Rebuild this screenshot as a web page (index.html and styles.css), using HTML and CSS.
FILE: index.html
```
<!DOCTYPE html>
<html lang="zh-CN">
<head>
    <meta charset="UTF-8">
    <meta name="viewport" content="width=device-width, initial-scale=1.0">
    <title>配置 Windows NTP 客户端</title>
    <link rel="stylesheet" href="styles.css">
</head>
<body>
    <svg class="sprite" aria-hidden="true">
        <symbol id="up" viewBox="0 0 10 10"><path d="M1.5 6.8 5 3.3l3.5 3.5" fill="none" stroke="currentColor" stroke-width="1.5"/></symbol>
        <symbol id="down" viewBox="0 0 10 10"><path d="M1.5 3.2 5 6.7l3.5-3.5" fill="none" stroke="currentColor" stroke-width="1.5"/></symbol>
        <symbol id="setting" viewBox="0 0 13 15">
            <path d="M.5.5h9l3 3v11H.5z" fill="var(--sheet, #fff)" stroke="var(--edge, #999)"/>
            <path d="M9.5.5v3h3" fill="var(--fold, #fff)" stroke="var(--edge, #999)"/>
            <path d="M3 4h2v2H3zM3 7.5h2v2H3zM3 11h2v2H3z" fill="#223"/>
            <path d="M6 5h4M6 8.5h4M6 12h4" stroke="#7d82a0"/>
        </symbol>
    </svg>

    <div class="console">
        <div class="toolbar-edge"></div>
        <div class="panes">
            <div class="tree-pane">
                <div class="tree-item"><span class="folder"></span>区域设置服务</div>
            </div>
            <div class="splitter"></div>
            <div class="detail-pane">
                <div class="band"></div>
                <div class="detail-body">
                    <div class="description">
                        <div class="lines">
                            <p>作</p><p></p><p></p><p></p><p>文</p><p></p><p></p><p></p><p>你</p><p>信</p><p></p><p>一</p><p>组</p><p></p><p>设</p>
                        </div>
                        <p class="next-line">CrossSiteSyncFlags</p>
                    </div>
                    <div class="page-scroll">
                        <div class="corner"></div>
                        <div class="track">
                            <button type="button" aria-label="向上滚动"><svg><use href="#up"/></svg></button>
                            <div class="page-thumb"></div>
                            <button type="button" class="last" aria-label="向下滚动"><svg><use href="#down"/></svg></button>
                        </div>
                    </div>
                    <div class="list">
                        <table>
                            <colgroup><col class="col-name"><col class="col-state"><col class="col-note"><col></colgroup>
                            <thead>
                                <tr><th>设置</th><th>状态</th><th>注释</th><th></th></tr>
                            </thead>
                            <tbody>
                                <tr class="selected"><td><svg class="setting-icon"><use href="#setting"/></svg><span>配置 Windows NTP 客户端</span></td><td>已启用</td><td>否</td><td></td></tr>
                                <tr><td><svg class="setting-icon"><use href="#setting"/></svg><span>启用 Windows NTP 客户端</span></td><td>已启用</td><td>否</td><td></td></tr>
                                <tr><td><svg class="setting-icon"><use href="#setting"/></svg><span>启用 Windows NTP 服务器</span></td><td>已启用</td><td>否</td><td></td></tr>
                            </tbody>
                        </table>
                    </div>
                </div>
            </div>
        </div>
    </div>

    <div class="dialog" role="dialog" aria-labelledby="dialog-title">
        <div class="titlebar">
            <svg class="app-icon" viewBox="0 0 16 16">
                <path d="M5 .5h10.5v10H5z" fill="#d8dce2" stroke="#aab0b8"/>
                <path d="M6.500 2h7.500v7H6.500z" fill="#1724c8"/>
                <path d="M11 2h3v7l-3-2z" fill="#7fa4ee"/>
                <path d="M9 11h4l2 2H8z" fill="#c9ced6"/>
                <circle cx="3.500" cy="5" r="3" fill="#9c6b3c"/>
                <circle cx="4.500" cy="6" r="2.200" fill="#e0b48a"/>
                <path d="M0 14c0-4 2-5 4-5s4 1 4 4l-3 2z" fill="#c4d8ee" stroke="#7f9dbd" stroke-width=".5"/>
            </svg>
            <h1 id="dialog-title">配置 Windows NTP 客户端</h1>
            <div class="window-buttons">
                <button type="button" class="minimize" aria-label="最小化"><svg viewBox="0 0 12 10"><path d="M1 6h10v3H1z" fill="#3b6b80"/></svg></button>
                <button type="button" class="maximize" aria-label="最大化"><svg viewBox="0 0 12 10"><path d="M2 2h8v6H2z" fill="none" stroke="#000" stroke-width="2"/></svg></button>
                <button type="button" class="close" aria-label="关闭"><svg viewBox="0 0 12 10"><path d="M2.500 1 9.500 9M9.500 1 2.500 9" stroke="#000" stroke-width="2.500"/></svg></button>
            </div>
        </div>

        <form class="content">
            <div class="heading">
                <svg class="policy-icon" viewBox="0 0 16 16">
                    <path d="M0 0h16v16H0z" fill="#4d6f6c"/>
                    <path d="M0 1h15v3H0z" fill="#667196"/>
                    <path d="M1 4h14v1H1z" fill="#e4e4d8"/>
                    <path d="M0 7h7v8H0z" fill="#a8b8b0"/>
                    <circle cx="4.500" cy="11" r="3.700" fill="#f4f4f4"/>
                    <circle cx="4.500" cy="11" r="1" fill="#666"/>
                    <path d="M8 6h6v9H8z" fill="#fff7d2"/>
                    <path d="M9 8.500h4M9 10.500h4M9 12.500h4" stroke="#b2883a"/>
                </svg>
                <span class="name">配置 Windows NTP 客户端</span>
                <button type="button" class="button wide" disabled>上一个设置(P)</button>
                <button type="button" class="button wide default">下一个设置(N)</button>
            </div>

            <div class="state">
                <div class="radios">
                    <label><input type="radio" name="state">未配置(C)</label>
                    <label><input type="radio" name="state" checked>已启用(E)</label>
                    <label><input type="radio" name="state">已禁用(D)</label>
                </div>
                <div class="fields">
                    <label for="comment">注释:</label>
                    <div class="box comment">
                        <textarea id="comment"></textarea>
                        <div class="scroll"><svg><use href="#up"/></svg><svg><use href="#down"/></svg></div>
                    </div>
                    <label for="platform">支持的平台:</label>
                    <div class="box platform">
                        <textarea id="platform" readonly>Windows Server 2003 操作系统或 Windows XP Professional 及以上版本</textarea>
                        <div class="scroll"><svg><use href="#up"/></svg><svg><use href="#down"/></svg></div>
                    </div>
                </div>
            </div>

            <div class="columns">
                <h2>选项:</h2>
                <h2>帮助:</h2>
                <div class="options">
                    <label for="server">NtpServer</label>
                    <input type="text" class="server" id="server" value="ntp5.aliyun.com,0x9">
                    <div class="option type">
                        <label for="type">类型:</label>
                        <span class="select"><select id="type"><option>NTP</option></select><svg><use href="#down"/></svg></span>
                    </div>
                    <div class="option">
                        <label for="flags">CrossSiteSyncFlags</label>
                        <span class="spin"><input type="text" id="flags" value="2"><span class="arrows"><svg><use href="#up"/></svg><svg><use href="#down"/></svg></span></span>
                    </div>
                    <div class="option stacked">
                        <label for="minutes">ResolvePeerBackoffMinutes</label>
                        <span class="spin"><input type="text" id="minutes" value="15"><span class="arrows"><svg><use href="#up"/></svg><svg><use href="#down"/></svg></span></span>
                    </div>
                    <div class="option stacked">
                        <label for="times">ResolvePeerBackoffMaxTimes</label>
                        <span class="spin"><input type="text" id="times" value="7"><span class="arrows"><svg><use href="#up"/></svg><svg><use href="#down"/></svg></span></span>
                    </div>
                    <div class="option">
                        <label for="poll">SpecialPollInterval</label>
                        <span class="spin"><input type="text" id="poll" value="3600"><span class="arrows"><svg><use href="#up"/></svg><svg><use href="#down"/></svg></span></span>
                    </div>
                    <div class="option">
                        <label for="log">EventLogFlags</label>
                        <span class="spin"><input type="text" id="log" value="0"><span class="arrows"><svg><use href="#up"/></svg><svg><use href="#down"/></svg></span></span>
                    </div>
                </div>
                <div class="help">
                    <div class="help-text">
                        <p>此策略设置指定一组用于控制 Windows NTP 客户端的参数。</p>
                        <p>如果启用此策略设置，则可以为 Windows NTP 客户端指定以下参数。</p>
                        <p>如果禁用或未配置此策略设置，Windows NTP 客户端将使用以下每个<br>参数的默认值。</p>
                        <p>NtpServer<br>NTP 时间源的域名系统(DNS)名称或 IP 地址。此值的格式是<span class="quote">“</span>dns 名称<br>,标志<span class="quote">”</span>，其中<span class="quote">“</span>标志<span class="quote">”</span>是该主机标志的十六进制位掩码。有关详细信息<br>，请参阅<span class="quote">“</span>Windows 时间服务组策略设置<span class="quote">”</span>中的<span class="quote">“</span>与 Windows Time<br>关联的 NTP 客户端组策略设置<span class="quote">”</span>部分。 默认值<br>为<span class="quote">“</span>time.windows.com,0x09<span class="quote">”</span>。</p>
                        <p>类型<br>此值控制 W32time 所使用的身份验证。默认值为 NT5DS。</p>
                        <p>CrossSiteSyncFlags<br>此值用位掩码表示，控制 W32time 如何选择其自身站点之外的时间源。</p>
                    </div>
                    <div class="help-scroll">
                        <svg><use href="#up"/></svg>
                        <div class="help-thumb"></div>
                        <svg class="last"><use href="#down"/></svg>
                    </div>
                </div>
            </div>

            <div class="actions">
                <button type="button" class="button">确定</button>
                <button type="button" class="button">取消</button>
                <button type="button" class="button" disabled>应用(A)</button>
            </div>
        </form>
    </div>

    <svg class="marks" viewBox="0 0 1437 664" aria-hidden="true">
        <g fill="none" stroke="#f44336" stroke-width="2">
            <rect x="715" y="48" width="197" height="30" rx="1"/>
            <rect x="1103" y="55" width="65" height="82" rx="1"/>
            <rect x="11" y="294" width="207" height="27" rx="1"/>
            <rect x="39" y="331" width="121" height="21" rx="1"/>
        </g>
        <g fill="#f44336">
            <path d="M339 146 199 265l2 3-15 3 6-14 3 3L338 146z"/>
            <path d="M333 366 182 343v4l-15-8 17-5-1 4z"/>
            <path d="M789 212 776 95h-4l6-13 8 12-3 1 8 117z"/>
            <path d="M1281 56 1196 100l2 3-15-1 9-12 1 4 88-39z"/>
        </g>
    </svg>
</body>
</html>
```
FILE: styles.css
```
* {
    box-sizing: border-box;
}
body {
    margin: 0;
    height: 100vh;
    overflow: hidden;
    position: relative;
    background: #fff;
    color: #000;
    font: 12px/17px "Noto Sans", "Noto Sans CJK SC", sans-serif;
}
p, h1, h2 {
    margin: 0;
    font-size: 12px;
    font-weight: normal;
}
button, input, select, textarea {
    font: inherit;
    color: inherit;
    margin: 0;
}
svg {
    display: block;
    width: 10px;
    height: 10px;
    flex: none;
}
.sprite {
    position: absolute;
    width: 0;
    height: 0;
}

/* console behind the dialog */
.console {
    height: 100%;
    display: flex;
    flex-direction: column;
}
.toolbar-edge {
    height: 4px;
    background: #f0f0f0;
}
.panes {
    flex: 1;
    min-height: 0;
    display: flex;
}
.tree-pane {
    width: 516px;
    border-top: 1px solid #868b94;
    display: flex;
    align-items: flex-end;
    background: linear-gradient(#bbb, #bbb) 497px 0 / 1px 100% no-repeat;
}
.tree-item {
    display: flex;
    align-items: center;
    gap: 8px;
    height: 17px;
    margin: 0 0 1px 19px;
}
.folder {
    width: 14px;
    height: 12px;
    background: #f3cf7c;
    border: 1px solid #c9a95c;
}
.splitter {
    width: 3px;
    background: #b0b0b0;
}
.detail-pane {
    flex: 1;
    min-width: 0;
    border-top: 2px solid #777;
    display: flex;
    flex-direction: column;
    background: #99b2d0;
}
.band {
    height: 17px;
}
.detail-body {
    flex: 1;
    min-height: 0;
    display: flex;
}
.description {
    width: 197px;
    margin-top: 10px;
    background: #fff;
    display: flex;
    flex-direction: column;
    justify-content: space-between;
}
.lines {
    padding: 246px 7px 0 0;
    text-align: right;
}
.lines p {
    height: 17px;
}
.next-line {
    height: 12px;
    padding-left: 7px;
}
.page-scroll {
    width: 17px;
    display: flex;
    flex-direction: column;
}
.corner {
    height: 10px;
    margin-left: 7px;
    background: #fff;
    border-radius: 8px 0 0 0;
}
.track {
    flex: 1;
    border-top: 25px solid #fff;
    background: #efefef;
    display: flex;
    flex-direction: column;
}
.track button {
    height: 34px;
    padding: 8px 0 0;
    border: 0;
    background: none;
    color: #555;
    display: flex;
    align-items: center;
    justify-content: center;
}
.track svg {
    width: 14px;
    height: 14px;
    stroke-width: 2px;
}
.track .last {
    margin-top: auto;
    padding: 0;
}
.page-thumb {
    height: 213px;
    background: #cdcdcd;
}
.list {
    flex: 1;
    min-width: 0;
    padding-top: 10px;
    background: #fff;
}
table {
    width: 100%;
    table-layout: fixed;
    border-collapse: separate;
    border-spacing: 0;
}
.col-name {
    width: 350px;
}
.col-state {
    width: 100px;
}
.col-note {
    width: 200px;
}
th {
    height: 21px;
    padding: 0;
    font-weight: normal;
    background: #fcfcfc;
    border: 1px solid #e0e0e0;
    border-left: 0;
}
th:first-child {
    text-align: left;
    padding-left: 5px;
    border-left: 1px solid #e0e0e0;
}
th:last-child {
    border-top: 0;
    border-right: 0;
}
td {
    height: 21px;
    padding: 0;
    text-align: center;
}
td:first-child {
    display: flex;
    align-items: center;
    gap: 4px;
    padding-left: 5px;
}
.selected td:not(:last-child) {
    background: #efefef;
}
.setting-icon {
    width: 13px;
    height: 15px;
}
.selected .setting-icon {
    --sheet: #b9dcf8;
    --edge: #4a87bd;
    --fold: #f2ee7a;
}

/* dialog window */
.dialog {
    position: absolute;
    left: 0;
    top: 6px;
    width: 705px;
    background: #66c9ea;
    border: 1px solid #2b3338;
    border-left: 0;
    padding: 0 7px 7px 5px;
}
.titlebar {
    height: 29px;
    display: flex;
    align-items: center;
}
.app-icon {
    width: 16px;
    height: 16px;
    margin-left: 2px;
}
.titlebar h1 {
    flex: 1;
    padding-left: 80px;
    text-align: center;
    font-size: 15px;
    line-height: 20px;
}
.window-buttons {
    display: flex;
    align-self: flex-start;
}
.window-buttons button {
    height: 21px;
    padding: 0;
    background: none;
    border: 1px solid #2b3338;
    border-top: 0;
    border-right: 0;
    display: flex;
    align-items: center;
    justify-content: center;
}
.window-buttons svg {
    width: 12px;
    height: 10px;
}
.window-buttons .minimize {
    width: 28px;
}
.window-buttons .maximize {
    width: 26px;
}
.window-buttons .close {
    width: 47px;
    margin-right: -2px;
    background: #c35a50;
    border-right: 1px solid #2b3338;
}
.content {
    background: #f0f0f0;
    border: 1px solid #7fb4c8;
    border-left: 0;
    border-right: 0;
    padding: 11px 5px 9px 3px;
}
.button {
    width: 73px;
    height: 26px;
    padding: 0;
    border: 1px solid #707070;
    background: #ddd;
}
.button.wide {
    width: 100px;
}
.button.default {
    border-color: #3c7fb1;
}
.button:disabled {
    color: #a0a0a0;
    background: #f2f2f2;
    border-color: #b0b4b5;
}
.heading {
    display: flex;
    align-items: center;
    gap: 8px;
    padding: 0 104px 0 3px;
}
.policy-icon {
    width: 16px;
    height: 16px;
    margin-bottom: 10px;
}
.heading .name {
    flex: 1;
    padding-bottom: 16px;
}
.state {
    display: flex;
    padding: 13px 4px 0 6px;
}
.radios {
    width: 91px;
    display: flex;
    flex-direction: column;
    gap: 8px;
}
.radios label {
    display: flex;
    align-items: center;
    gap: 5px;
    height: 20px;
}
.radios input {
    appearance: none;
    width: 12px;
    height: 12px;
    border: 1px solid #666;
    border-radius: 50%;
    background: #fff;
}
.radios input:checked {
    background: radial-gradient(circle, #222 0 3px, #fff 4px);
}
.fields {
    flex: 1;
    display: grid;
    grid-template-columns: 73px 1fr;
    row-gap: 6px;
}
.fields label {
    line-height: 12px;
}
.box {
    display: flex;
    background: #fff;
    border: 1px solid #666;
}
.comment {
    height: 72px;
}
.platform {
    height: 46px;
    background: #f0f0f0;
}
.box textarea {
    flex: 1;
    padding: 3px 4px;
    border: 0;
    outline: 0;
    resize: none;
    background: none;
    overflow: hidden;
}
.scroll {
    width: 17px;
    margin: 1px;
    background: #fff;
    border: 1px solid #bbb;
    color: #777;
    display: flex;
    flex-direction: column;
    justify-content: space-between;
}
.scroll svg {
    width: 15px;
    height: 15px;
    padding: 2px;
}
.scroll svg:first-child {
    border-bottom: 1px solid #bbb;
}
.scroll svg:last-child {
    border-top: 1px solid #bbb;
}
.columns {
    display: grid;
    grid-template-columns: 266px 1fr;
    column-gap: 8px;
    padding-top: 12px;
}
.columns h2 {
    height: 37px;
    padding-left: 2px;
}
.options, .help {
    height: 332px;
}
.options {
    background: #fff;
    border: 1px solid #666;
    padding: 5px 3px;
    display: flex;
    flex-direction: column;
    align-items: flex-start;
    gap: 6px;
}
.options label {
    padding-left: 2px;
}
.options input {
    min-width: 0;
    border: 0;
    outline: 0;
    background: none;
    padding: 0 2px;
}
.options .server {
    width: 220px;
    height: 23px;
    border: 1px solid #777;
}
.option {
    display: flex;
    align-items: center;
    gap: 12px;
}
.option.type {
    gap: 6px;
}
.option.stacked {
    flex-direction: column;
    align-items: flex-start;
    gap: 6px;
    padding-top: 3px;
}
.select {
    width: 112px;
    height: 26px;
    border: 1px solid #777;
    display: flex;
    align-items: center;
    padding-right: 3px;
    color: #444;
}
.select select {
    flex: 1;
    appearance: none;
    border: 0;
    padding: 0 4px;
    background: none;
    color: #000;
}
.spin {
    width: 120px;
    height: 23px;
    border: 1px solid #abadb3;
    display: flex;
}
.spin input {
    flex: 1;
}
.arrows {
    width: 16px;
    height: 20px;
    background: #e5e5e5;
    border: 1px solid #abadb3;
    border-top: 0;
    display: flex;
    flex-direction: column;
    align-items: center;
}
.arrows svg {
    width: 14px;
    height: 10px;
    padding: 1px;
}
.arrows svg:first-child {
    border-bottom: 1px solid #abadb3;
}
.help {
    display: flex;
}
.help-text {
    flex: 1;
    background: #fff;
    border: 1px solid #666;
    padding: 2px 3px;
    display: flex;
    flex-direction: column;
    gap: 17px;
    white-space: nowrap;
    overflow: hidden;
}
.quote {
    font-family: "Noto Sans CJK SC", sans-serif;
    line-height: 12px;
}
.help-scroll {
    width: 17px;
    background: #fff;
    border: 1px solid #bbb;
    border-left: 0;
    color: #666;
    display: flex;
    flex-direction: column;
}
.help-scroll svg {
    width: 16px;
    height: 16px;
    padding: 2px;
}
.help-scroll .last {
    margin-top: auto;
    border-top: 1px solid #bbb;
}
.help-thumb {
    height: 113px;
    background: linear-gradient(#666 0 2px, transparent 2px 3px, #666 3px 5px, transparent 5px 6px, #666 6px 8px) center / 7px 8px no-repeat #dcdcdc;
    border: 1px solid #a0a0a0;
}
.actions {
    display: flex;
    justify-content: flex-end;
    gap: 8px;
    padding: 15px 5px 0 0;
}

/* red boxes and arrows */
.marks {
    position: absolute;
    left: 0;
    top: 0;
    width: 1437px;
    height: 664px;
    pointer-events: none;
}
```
————
#### Given instruction
From the data above, copy each line that holds "html".

#### Task answer
Rebuild this screenshot as a web page (index.html and styles.css), using HTML and CSS.
FILE: index.html
<!DOCTYPE html>
<html lang="zh-CN">
</html>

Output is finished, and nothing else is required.